◆ **PROVIDED DATA**:
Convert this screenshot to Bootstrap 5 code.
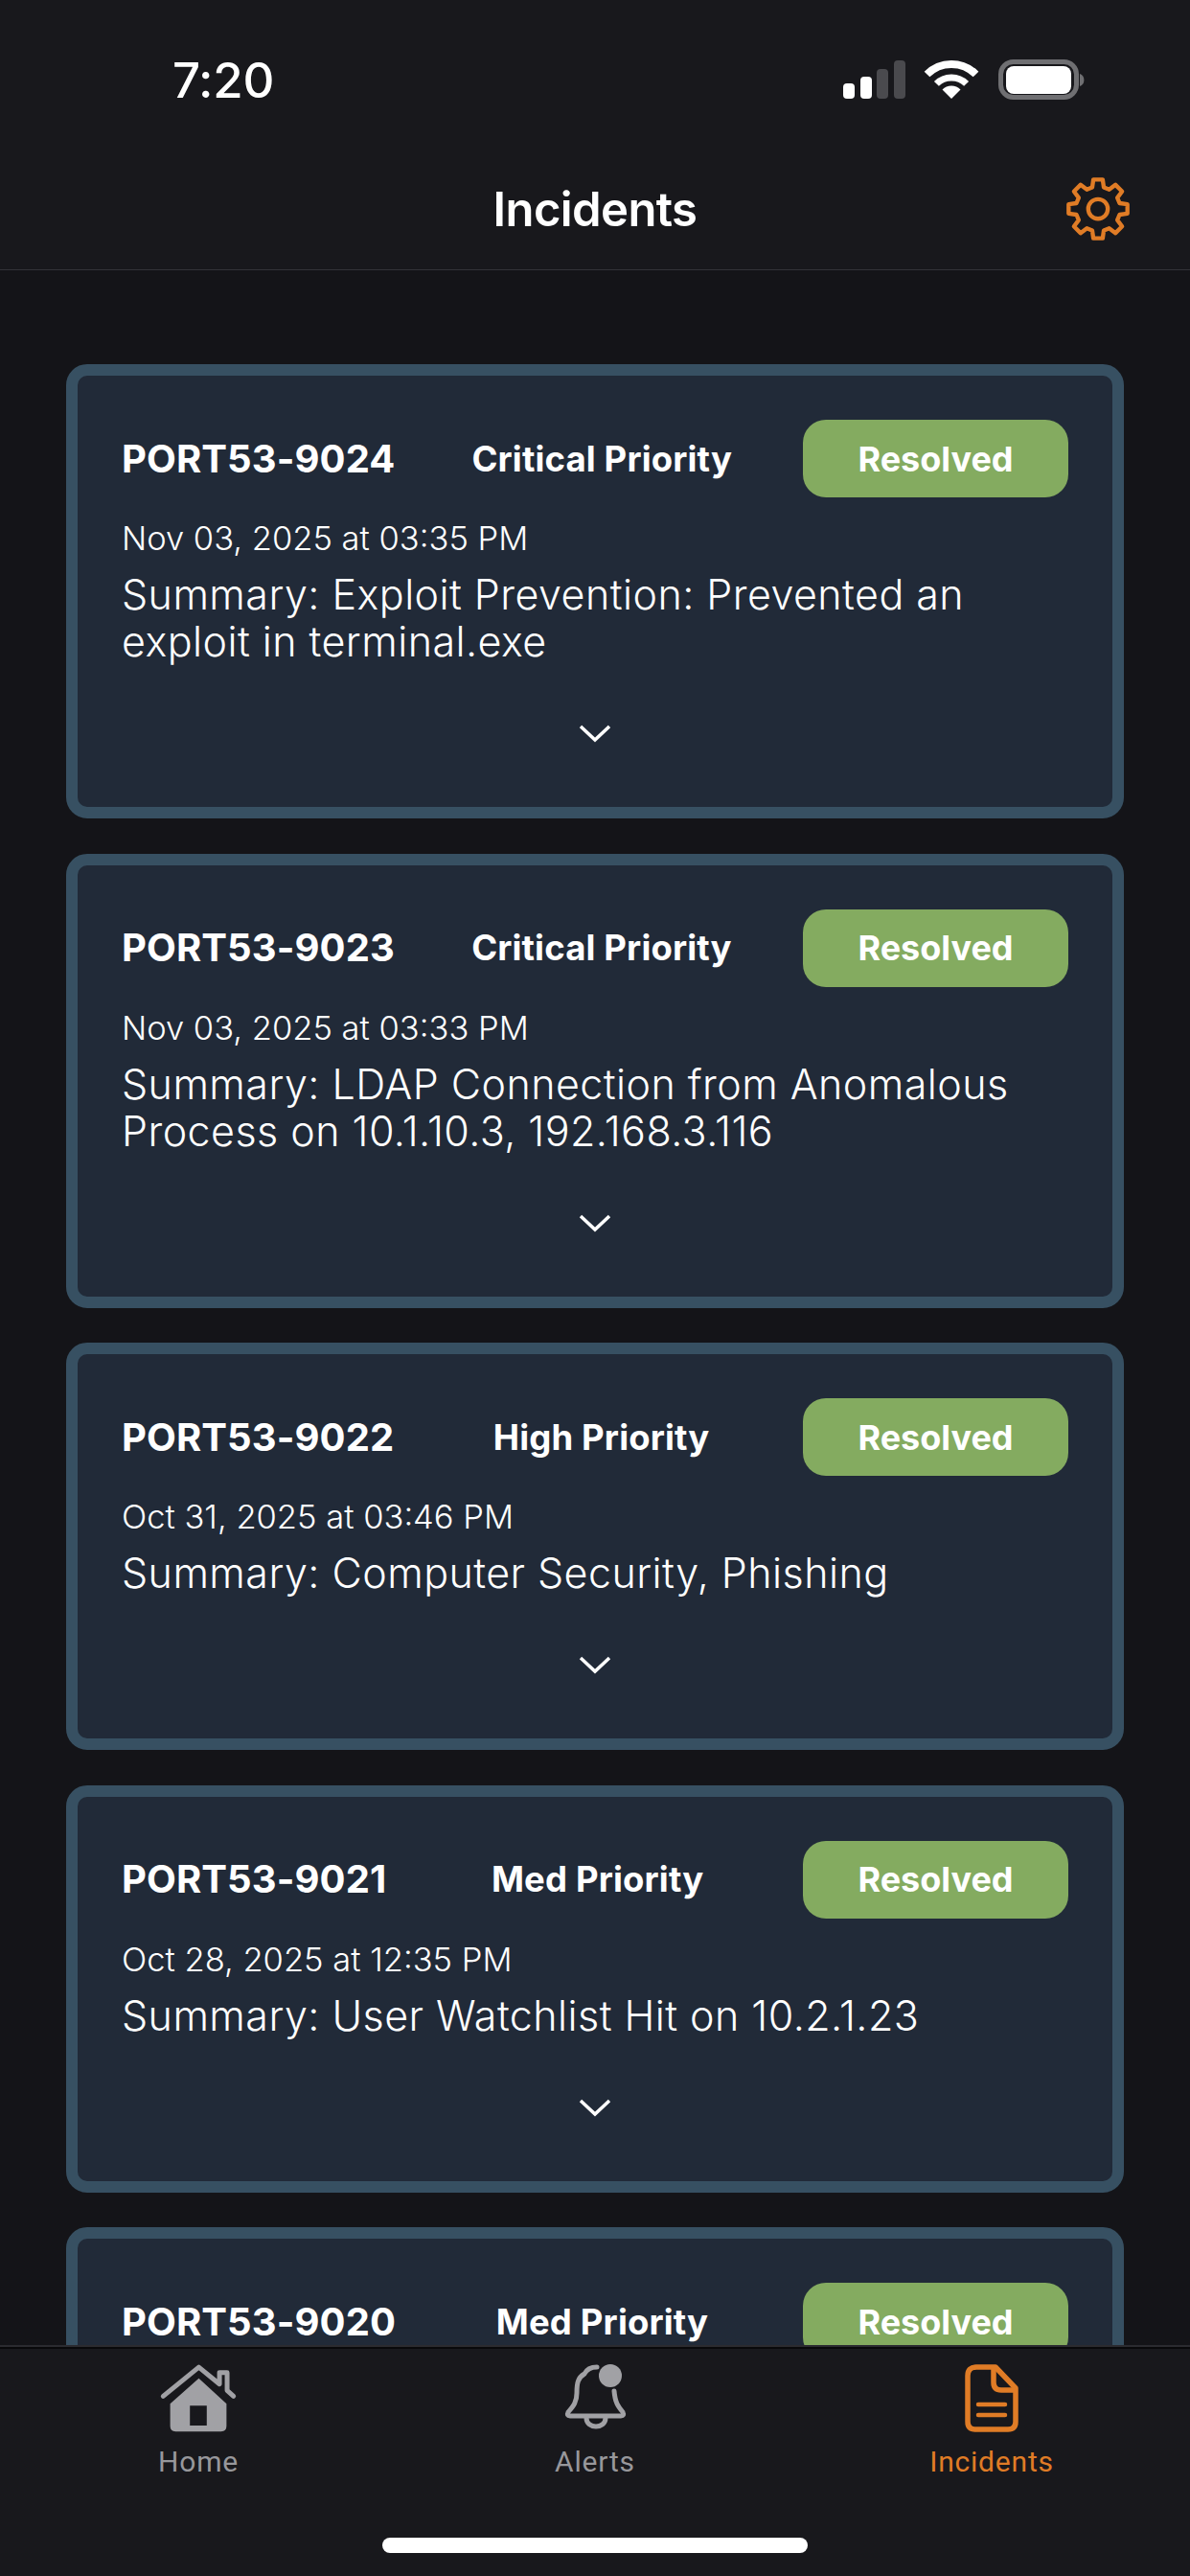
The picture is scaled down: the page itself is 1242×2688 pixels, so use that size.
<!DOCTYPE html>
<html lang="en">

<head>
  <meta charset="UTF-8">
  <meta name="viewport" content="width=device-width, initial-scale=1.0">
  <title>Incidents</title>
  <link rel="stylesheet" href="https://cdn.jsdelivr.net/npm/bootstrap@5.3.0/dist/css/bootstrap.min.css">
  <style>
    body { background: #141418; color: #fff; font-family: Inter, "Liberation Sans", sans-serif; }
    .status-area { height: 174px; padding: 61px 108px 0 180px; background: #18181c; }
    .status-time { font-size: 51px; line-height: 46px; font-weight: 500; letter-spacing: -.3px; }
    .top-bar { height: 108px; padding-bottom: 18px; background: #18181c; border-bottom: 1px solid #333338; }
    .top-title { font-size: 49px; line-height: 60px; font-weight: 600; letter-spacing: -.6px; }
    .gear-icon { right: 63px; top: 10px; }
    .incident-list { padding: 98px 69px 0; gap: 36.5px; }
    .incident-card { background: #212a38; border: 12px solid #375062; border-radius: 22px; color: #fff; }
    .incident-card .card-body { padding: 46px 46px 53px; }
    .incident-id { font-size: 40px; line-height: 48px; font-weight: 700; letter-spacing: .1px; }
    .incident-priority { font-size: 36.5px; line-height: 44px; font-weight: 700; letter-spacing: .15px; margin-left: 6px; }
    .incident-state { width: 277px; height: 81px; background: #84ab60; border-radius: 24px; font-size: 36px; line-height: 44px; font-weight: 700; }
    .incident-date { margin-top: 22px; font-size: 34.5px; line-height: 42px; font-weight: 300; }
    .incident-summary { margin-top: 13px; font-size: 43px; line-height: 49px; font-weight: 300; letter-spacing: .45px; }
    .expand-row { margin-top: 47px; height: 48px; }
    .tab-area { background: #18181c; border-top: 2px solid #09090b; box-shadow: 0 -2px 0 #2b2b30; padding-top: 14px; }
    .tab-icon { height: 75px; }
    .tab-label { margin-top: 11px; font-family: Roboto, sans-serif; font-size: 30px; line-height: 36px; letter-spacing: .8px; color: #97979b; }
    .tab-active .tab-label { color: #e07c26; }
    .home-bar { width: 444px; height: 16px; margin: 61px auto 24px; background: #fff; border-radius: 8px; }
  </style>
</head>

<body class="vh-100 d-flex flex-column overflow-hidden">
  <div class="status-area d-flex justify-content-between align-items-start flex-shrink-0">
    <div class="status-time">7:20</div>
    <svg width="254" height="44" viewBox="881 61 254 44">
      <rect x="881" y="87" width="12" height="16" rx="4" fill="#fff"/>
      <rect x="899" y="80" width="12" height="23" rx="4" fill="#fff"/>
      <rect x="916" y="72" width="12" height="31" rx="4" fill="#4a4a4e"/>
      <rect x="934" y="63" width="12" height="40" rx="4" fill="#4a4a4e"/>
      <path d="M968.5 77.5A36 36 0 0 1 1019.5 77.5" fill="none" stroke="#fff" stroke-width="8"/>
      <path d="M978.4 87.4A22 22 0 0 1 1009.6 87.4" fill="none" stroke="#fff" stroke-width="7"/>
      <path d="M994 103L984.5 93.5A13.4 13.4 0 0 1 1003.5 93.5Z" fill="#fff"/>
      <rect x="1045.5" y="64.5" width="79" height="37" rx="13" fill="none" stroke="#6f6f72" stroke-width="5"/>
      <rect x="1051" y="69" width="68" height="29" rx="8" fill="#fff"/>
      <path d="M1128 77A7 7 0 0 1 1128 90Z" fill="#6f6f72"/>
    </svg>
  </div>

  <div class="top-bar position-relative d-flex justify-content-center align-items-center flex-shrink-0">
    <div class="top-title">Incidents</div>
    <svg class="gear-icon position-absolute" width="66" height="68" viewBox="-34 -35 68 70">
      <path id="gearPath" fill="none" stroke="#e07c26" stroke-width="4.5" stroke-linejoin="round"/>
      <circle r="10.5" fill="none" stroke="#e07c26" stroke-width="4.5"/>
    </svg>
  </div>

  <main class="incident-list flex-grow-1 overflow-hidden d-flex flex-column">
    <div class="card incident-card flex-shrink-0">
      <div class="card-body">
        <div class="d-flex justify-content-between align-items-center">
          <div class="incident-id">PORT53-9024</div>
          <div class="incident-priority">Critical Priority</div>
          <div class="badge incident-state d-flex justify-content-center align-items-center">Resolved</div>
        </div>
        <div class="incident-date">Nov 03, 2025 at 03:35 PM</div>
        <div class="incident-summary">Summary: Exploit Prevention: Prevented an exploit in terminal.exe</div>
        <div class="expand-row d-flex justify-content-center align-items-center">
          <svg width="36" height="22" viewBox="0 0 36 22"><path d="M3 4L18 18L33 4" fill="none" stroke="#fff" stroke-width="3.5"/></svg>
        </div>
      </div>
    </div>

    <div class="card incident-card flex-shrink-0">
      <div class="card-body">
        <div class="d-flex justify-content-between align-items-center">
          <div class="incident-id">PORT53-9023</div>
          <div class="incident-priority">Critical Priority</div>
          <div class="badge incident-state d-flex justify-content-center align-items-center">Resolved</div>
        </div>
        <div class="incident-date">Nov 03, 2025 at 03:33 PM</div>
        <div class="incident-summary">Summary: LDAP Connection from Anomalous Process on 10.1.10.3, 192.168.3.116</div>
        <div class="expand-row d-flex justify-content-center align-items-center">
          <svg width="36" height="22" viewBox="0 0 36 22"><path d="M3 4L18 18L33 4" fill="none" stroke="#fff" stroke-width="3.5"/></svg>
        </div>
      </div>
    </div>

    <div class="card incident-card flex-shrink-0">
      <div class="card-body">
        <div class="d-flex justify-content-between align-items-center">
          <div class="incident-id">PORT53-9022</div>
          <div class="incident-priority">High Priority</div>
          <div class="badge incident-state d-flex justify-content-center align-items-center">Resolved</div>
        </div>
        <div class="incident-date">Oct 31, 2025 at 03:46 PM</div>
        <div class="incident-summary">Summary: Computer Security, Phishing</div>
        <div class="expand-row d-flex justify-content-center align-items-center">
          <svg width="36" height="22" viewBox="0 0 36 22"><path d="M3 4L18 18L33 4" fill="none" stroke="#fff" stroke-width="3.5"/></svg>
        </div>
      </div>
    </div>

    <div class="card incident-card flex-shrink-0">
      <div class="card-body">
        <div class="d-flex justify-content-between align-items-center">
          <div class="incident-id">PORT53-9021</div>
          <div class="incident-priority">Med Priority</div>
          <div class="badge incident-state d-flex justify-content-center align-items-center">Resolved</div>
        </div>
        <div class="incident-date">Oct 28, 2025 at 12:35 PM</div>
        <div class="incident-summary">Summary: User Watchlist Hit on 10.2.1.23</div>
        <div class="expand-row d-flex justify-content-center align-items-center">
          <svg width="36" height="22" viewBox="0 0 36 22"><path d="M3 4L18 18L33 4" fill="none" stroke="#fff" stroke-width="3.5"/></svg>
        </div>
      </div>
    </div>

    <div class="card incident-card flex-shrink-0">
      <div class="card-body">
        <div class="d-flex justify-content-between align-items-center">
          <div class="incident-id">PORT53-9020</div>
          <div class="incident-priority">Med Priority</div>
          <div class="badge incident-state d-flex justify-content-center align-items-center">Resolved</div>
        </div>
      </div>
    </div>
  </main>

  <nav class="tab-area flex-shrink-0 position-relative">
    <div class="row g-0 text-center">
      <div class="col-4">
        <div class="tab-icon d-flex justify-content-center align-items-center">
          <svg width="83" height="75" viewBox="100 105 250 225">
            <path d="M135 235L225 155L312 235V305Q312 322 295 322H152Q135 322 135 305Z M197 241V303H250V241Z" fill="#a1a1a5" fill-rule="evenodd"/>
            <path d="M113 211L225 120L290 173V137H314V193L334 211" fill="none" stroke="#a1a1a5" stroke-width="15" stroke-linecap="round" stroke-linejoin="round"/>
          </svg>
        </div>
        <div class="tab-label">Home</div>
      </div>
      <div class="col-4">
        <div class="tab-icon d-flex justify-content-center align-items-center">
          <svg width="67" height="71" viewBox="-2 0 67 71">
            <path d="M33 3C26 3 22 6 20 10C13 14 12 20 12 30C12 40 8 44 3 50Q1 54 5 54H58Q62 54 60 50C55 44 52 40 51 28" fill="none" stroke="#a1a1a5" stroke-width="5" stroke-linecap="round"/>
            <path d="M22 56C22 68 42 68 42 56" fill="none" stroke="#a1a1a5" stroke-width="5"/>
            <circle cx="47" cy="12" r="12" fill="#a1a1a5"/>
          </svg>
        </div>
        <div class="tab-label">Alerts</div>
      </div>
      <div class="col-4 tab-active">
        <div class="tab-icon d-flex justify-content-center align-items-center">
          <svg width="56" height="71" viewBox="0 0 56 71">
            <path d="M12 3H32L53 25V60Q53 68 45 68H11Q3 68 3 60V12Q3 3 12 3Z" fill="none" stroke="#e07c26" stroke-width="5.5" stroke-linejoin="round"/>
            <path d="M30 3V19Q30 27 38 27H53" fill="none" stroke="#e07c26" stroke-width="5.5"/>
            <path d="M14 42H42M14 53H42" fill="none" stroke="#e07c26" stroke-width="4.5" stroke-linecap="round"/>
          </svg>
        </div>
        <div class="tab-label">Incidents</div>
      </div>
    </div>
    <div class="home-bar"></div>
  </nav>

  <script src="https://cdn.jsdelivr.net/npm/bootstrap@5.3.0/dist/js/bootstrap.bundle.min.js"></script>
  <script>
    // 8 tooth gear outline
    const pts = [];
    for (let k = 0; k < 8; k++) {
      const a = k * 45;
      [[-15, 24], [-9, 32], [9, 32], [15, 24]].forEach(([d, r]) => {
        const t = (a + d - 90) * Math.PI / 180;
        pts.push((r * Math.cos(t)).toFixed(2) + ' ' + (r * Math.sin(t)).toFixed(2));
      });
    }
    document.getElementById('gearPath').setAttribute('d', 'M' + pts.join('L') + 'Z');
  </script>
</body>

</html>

◆ **WHAT THE TASK REQUIRES**: Search the data for the word "size" and copy each line where it appears.

◆ **FULL OUTPUT**:
The picture is scaled down: the page itself is 1242×2688 pixels, so use that size.
    .status-time { font-size: 51px; line-height: 46px; font-weight: 500; letter-spacing: -.3px; }
    .top-title { font-size: 49px; line-height: 60px; font-weight: 600; letter-spacing: -.6px; }
    .incident-id { font-size: 40px; line-height: 48px; font-weight: 700; letter-spacing: .1px; }
    .incident-priority { font-size: 36.5px; line-height: 44px; font-weight: 700; letter-spacing: .15px; margin-left: 6px; }
    .incident-state { width: 277px; height: 81px; background: #84ab60; border-radius: 24px; font-size: 36px; line-height: 44px; font-weight: 700; }
    .incident-date { margin-top: 22px; font-size: 34.5px; line-height: 42px; font-weight: 300; }
    .incident-summary { margin-top: 13px; font-size: 43px; line-height: 49px; font-weight: 300; letter-spacing: .45px; }
    .tab-label { margin-top: 11px; font-family: Roboto, sans-serif; font-size: 30px; line-height: 36px; letter-spacing: .8px; color: #97979b; }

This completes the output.